The photographs and captions in this collection precipitate a mixed response, like when you spill silver nitrate on your hands. Your first reaction is "What a beautiful stain;" then, "How can I wash this crap off."

For example, a well composed photograph of a placid riverbank is accompanied by this brackish comment:

    "If we understand that we too are animals, we will recognize the plants and animals of this Vancouver island forest as our kin, and the soil and water as the foundation of our home."

Patterson is keenest when he presents the interaction of color zones, the divisons of shadow and color in a sand dune at sunrise. He murders our memory of Jonathan Livingston Seagull with a wisp-ful blue sky dotted with arctic terns.


Russian Art
At Hillwood
Katrina V. H. Taylor
(University of Washington)

There are over two hundred items presented here out of the Marjorie Merriweathier Post collection of Russian art at the Hillwood Museum, Washington, D. C. The photographs are superb; the art so lovely you want to move to Minsk, Omsk, Luck (or Sluck!) to get it full time. Especially recommended are the decadent silver gilt and enamel Easter eggs designed by Faberge for Nicholas II, the ormolu urn (Catherine II, without horse), the kovshi silver ladles in the shape of a swimming bird --- and the Batenin Factory vase with a picture of St. Petersburg, Florida.
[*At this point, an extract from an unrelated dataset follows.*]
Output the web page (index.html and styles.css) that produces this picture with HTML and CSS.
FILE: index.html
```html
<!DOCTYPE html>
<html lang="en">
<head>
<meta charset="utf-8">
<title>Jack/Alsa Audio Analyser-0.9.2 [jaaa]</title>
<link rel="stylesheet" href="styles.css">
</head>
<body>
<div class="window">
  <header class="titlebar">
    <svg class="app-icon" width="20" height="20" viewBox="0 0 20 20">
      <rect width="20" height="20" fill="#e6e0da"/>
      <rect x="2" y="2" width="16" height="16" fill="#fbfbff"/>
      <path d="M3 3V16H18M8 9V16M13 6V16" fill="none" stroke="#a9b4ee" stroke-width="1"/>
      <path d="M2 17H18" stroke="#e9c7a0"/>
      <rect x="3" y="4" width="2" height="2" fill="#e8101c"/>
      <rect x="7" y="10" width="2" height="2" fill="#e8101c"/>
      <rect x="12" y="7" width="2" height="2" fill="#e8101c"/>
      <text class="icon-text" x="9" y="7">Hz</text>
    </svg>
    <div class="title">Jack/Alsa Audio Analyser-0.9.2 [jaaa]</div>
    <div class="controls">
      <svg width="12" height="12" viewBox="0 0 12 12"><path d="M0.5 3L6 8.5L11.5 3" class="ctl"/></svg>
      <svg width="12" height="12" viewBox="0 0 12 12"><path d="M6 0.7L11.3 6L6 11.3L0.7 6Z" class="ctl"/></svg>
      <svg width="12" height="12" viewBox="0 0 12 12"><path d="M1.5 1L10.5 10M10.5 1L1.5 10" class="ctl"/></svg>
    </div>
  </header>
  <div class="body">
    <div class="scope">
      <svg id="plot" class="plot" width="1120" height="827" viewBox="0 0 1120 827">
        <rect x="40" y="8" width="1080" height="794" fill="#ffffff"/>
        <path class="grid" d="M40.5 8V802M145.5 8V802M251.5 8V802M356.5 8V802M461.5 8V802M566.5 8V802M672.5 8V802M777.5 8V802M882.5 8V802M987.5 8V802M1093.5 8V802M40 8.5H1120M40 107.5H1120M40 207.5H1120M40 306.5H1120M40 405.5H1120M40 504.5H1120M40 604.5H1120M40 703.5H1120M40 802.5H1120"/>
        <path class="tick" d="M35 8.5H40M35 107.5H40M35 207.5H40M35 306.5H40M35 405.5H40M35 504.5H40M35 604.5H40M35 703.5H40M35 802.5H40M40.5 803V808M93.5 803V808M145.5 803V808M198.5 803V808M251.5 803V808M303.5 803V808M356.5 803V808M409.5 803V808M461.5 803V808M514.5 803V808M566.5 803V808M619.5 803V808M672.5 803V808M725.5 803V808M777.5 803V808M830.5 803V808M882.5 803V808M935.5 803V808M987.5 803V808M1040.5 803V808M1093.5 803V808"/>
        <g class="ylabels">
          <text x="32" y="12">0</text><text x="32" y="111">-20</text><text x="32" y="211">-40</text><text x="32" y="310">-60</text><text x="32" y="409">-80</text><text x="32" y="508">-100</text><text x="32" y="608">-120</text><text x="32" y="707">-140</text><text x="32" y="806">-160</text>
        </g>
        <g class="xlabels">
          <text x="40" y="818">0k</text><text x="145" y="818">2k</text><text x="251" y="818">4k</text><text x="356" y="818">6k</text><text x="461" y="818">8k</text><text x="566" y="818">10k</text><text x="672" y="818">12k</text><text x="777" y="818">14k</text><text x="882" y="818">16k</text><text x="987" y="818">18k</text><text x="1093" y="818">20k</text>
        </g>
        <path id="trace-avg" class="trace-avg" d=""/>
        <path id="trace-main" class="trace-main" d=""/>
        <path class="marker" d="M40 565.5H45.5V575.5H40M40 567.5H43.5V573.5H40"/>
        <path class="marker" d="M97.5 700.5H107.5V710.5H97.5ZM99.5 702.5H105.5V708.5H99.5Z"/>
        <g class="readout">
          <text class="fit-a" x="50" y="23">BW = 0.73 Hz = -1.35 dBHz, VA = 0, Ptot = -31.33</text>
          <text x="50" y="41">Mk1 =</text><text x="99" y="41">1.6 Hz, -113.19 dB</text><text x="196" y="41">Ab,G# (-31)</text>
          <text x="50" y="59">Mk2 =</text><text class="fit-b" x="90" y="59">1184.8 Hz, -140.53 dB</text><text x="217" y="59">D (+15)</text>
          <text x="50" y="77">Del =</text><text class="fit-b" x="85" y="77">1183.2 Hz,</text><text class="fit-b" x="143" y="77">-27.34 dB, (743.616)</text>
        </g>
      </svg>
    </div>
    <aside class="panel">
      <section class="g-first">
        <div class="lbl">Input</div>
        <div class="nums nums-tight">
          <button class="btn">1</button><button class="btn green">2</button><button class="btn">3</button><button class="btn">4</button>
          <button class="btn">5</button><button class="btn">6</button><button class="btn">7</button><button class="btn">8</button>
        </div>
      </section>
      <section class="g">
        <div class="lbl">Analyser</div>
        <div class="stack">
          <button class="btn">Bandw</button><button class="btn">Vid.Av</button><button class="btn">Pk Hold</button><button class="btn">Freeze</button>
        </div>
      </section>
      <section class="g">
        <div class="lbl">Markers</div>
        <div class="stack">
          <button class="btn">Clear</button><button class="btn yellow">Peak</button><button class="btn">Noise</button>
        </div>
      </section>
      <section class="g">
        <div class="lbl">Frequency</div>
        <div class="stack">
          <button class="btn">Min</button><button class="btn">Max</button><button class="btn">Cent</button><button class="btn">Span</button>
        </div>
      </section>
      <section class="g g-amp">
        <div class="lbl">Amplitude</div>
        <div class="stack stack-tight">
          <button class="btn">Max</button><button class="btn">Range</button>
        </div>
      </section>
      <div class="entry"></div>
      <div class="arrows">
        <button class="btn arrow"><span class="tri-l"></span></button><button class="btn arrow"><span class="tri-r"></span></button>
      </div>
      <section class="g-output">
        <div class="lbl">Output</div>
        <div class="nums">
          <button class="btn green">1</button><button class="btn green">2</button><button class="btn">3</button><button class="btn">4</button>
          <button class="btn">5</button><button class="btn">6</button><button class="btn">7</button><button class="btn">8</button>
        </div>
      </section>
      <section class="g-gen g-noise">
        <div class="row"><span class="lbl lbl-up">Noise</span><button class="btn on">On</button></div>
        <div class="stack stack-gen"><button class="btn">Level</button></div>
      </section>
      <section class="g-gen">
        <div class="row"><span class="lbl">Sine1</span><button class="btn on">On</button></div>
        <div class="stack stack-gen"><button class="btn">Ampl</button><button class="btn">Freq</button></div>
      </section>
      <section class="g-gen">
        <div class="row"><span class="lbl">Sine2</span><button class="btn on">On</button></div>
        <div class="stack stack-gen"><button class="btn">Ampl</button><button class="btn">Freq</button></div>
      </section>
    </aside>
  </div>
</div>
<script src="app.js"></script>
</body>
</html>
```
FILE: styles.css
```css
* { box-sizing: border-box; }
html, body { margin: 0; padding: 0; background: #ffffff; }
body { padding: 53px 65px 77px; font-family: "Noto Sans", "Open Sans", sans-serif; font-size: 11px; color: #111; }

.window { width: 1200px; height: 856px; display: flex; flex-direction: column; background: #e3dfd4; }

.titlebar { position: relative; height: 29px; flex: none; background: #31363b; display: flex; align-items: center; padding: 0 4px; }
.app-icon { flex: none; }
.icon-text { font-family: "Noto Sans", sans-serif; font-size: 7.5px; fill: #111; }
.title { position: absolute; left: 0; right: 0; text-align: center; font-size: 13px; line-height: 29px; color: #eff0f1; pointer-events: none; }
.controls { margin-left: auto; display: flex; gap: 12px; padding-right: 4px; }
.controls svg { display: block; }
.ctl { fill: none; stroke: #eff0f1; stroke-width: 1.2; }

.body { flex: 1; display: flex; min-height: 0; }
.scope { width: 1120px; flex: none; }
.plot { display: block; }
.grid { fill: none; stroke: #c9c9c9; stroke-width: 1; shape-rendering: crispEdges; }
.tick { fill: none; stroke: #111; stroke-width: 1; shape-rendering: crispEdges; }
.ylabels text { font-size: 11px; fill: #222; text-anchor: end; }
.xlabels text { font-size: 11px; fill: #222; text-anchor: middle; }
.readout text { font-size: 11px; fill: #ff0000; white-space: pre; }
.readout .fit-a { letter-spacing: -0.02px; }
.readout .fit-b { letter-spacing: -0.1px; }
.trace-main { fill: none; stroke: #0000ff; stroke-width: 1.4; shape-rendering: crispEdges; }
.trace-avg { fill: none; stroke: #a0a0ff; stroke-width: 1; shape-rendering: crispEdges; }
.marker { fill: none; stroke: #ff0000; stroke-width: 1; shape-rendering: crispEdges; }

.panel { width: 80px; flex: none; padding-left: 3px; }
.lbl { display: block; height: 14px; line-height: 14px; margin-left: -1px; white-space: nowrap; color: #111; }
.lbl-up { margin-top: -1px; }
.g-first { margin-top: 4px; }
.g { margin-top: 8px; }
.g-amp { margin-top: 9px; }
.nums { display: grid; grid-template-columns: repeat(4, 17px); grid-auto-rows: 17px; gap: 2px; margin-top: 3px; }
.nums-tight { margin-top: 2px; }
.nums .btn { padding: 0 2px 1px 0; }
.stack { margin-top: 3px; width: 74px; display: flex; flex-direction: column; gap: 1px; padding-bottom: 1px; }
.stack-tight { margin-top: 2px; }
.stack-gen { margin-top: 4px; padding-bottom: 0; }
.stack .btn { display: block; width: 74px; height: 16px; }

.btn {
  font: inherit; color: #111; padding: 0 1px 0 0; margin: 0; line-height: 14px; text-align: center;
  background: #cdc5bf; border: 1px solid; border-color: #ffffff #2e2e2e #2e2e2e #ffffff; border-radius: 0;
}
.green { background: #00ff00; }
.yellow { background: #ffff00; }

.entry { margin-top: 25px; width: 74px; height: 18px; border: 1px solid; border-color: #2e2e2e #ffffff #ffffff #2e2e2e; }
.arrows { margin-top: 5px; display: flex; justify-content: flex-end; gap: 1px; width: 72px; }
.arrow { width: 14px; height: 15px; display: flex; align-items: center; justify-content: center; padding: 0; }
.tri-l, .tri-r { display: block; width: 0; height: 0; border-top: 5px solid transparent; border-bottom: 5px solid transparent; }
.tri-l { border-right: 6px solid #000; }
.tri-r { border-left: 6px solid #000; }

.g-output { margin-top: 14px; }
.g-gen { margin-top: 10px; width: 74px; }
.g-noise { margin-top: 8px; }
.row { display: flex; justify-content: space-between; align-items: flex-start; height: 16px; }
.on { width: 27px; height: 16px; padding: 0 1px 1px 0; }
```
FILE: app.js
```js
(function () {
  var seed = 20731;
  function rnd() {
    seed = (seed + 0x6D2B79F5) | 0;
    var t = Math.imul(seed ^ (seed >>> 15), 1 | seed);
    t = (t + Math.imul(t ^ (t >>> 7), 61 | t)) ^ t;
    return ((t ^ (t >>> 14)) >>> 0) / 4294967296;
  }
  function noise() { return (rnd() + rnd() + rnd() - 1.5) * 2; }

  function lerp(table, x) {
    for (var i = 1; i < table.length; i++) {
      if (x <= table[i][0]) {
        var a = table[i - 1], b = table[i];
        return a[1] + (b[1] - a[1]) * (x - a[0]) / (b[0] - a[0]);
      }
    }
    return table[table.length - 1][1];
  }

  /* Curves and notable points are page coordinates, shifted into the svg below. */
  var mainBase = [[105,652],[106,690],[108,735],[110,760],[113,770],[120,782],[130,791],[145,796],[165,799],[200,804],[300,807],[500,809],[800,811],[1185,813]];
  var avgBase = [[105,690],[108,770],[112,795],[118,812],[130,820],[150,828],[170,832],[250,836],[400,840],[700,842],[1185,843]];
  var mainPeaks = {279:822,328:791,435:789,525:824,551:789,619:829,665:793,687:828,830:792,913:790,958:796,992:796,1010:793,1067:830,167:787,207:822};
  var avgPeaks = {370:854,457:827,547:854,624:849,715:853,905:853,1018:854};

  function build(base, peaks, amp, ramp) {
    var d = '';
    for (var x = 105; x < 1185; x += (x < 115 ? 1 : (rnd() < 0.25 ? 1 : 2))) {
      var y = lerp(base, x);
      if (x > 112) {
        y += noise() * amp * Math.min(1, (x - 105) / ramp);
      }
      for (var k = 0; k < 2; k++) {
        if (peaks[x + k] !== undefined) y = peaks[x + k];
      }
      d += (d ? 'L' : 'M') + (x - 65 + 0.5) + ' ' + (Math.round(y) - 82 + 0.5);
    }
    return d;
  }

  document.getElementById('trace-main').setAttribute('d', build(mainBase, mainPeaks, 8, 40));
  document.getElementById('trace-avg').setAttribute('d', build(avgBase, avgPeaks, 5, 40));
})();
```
Interspersed with the pictures are comments by Katrina Taylor, which are a scream, probably unintentionally so. The publishers might take up a collection so Ms. Taylor can enter Berlitz to better wrestle with the vagaries of the English language:

    The collection was greatly expanded over the next thirty-five years until her death by acquisition on the open market here and abroad.

Let this statement serve as notice for those who take the collecting of art too seriously that they, themselves, may end up being acquired on the open market. By-the-bye, we were just joking about St. Petersburg, FL being on that Batenin vase. It was Disneyland.